(Entries with page source code)
━━━━━━━━

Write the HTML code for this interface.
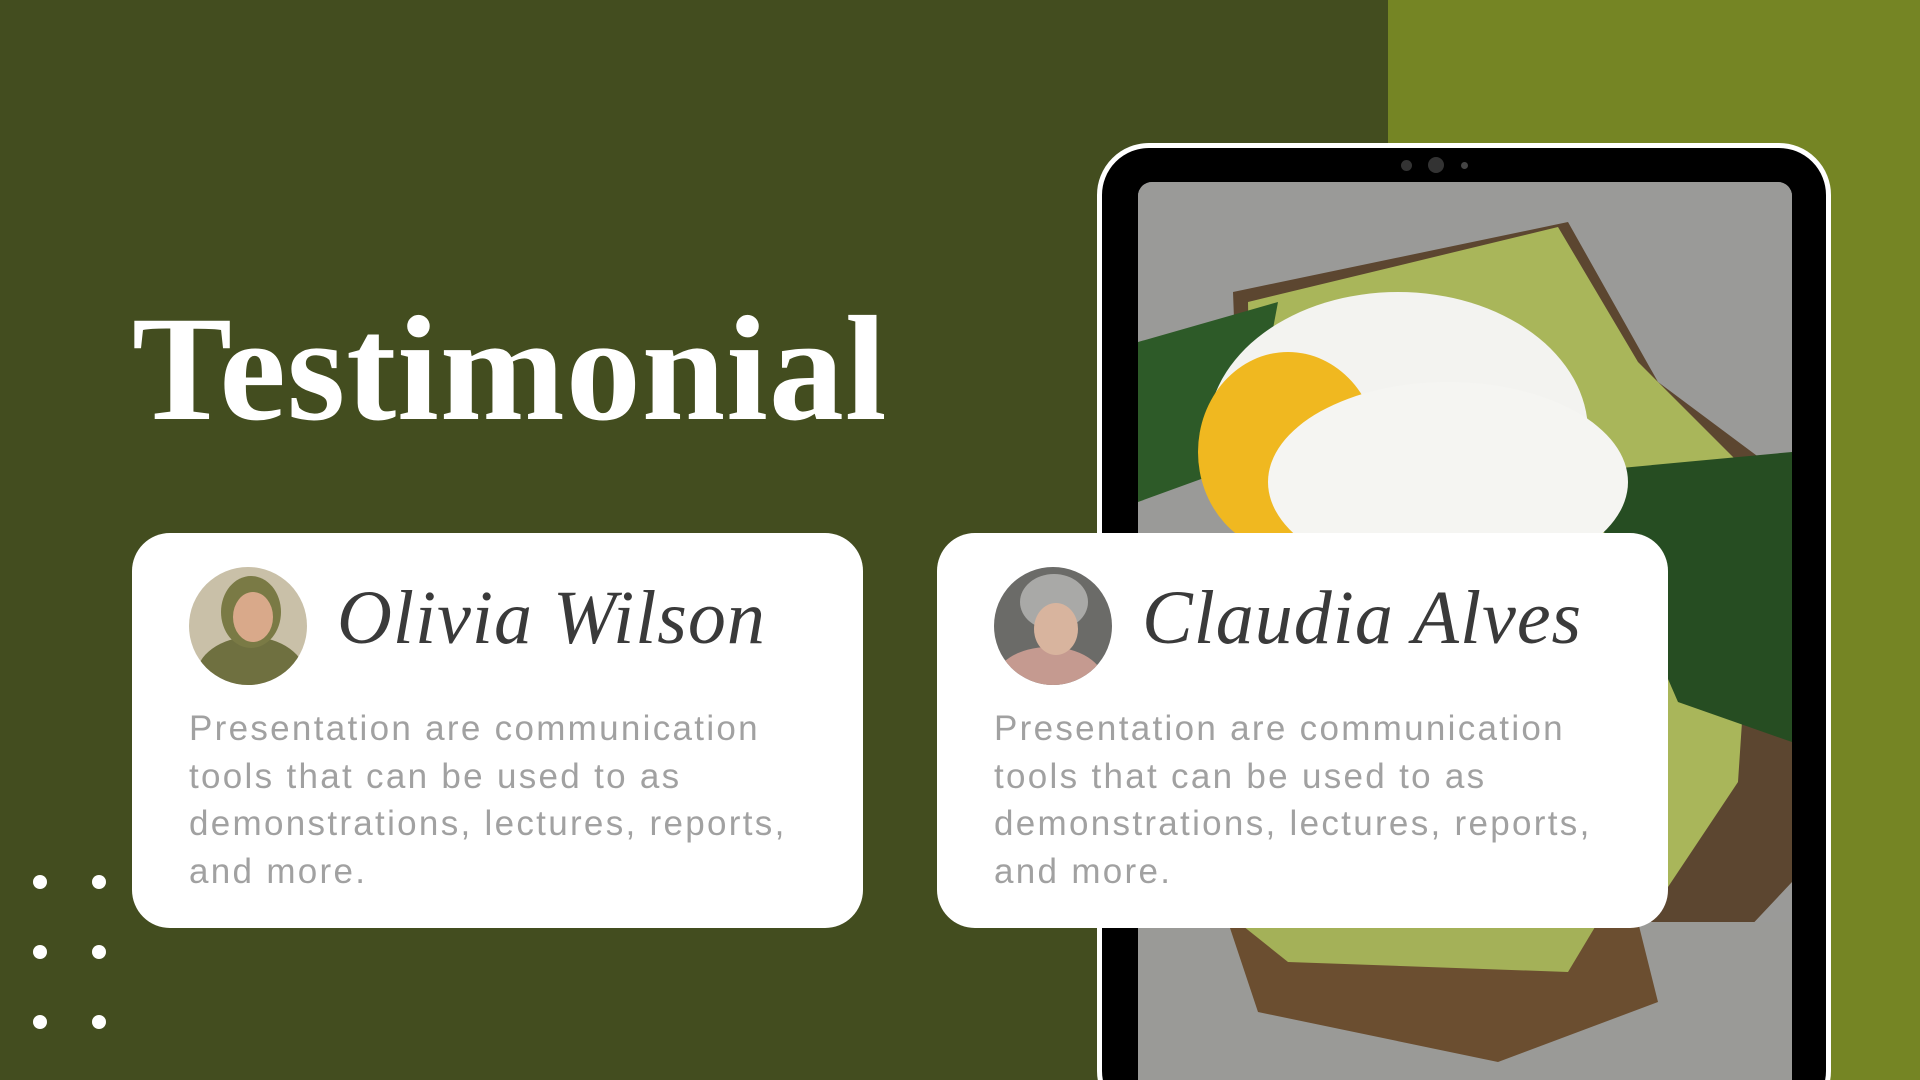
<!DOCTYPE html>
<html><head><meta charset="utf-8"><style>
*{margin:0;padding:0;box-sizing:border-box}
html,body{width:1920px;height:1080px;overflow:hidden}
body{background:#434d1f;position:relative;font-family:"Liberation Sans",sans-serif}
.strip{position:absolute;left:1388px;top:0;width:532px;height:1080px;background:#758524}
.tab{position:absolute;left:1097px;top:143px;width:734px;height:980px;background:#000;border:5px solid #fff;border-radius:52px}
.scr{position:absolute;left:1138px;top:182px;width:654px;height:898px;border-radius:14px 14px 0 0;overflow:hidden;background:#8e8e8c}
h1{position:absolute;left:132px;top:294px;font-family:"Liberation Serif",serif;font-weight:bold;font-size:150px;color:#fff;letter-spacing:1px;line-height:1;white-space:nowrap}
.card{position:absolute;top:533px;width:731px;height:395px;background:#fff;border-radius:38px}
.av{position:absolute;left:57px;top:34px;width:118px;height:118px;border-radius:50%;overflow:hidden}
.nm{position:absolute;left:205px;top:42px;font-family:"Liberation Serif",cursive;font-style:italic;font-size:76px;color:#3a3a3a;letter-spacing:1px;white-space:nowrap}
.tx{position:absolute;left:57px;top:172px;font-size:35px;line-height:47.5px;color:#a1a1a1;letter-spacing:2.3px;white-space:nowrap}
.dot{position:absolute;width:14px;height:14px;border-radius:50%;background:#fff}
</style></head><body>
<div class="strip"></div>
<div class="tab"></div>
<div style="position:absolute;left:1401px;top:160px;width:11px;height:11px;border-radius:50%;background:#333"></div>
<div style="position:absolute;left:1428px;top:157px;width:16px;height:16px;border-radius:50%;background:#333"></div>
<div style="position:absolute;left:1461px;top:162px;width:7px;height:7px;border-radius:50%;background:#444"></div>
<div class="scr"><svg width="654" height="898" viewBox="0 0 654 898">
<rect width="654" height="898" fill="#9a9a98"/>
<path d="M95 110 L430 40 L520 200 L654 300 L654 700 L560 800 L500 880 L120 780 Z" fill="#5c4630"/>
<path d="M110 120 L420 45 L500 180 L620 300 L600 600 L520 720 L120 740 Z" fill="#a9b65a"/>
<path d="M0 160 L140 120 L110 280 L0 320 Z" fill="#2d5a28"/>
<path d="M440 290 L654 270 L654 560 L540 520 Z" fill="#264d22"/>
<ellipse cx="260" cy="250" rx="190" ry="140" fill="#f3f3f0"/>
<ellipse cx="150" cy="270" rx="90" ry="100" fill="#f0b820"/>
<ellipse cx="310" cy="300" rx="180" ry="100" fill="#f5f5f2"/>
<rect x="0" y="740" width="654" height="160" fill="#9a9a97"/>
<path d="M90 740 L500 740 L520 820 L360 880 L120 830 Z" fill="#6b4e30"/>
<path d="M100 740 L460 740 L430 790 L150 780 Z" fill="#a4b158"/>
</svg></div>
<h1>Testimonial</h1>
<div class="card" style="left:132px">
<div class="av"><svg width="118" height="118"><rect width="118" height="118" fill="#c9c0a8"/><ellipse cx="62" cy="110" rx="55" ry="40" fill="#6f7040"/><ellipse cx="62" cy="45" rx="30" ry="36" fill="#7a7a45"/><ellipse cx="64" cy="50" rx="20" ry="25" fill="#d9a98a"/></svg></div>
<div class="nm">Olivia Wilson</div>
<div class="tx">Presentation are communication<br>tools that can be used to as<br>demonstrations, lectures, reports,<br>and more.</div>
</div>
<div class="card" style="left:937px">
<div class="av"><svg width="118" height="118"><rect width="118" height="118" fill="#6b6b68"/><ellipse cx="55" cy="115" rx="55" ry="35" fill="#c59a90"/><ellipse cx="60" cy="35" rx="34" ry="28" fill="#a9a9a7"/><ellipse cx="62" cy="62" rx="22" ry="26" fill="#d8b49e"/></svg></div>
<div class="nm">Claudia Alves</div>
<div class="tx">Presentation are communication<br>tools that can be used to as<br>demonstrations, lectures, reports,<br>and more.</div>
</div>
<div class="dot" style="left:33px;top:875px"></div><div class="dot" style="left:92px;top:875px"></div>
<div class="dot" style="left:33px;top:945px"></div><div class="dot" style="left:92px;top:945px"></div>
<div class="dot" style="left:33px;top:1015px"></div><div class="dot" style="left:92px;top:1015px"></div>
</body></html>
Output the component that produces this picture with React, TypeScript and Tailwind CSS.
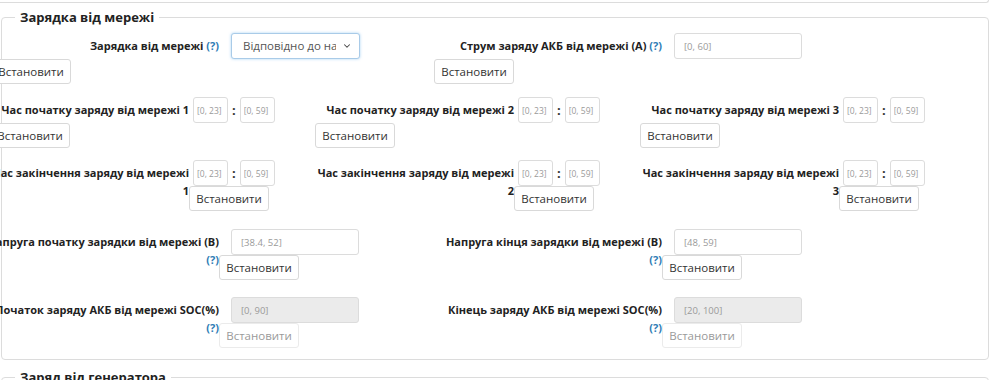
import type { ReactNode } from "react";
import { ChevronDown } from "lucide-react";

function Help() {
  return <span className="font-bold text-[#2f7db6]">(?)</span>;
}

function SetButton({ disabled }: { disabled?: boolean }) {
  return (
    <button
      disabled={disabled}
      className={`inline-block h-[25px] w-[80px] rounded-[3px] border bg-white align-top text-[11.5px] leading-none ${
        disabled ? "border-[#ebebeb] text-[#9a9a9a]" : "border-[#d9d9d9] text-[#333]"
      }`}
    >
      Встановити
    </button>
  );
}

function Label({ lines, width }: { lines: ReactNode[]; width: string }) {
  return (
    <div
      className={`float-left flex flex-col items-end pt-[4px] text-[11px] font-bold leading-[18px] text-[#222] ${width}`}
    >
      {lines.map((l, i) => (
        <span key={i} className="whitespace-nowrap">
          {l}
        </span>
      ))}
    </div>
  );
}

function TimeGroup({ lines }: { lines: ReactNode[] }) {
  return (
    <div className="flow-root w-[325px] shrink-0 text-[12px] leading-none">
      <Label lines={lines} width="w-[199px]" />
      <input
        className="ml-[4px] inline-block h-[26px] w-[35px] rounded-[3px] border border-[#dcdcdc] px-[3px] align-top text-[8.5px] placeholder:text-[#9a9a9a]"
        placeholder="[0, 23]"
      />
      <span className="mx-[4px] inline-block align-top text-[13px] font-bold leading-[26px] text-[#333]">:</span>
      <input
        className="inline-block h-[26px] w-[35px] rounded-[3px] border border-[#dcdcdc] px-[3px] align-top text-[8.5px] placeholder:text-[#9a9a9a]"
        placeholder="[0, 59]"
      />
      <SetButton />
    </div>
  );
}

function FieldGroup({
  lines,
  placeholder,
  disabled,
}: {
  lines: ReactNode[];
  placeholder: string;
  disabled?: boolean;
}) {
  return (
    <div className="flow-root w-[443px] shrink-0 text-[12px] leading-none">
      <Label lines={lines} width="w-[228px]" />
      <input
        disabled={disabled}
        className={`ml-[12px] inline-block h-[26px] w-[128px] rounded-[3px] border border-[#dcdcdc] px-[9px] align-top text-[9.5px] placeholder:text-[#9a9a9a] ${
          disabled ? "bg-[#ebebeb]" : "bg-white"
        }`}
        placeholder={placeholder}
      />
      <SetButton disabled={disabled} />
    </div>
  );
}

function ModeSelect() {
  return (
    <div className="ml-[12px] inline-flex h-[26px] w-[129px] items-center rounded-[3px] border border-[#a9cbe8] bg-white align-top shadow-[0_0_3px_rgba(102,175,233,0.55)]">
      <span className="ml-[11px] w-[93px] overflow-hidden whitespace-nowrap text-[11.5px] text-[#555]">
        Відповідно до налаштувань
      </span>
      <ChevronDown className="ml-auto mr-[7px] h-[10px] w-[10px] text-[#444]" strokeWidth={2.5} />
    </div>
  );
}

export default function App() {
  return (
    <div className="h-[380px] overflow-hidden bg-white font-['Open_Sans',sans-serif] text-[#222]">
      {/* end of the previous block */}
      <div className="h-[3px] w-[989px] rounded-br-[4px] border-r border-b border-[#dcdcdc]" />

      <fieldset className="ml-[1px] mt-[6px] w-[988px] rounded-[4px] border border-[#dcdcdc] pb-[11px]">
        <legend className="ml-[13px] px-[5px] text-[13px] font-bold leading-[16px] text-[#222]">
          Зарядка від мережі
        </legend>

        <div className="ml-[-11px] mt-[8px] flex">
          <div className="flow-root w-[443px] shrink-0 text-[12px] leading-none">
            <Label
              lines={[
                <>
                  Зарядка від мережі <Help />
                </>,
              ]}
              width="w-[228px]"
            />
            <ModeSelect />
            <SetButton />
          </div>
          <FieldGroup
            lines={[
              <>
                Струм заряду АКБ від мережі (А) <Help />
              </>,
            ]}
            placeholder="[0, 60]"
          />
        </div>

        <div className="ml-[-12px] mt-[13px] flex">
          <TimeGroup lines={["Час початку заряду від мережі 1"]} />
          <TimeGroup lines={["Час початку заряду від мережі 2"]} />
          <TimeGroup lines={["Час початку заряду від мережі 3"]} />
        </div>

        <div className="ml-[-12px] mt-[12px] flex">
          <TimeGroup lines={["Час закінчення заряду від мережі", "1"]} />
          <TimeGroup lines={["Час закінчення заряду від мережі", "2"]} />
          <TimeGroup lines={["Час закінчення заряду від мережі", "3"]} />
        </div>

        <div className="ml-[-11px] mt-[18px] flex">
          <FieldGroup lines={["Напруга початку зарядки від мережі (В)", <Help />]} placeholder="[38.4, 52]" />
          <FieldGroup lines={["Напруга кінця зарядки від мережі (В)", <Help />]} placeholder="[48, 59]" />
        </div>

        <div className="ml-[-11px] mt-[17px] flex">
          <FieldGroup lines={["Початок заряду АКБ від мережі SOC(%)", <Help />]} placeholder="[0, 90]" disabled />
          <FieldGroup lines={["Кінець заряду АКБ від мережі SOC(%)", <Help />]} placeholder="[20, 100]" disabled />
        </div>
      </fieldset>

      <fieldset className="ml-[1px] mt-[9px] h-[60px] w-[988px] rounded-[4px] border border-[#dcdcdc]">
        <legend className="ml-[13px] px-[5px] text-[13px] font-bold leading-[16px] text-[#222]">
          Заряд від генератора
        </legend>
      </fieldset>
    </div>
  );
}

━━━━━━━━

§ **Direction**
Reply with one number only, the count of lines above that hold the string "this".

§ **Output of the task**
2